At that price, the sales contract would be worth between about A$1.4 billion and A$1.9 billion. The price of the gas supply contract is “attractive,” Queensland Gas Chairman Robert Bryan told shareholders today.

“An important aspect of the whole transaction is the pricing of the contracts to AGL,” said John Colnan, senior resources analyst at Shaw Stockbroking Ltd. in Sydney. “If it is at the bottom end of expectations then considerable supply risk will now sit with existing QGC shareholders in trying to fulfill delivery of those volumes at what could be a sub-economic return.”

Share Buyback

Under AGL’s proposal, Queensland Gas will also offer to buy back shares from existing shareholders for between A$1.52 and A$1.79, Cottee said on a teleconference with reporters. The buyback will in theory allow one in three shareholders to sell stock into the buyback given assurances from major shareholders they won’t participate in it, he said.

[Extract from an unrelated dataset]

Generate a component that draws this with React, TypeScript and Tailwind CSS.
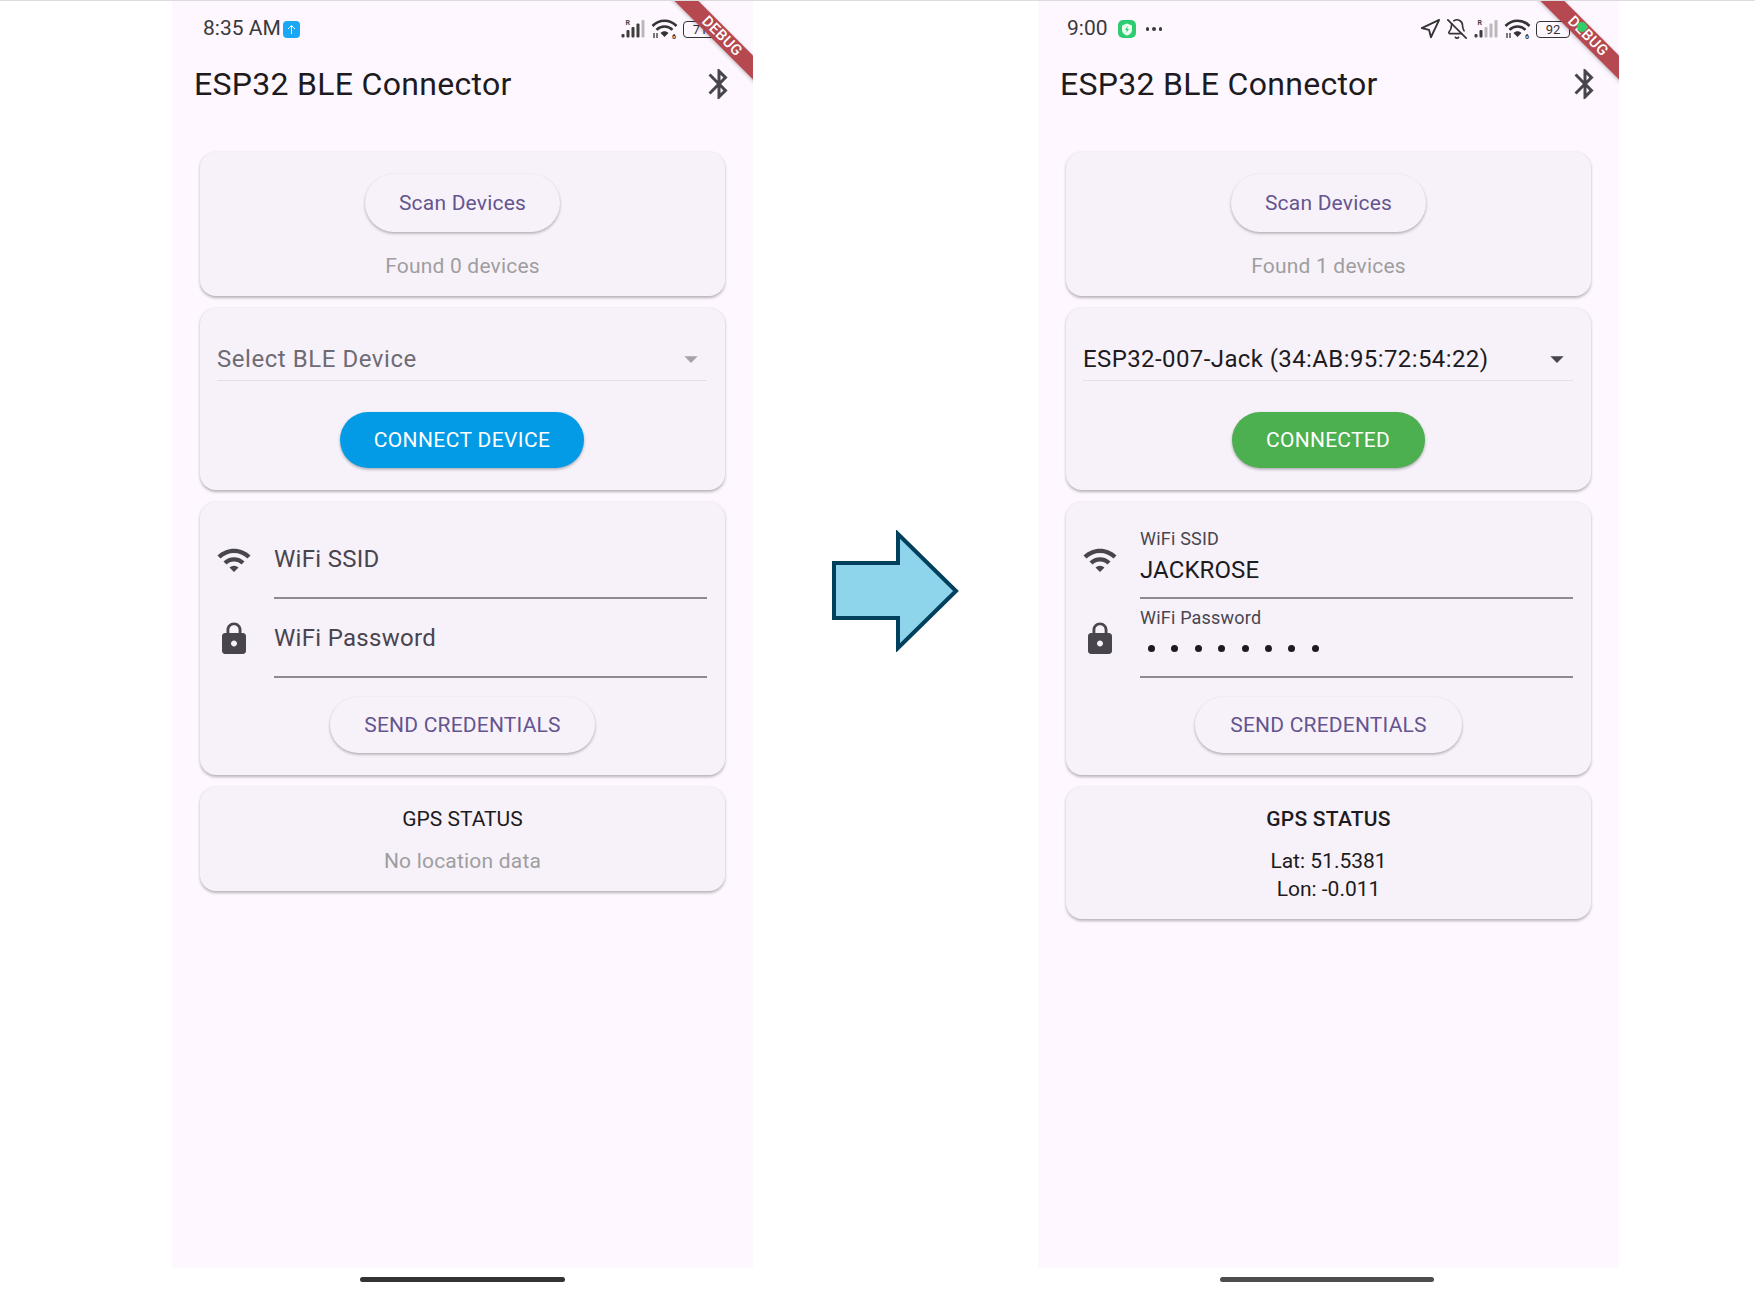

“Anyone who wanted to get out of the company for a quick buck have had plenty of opportunity to get out for a quick buck over the last six months,” Cottee said.

Queensland Gas decided not to postpone the shareholder vote because AGL’s proposal was due to expire on March 4 and AGL refused to extend the deadline, Cottee said. Also, TCW’s offer included cash and preference shares and it was unclear what value would be placed on those shares, he said.

Securing Reserves

Adelaide-based Santos abandoned its takeover offer last week for Queensland Gas after the national competition regulator blocked the bid. It had been seeking to add reserves to help replace declining fields in central Australia’s Cooper Basin.

AGL, the biggest buyer of gas in eastern Australia, had its contracted supplies post-2012 cut when an Exxon Mobil Corp.-led proposal to pipe gas from Papua New Guinea to Australia was scrapped last month. AGL was to be the pipeline project’s biggest customer.

“It was really the large uncontracted reserves of QGC that Santos and AGL were fighting over to give either of them the upper edge going forward,” Shaw’s Colnan said. “AGL has now got into the market and got hold of some big, chunky reserves. AGL had to do the deal — it couldn’t let this deal not go through — in order to secure some large volume of cheap gas.”

Queensland Gas yesterday reported a 27.5 percent increase in gas reserves in southern Queensland to 883 petajoules and is aiming to reach 1,000 petajoules of reserves by August.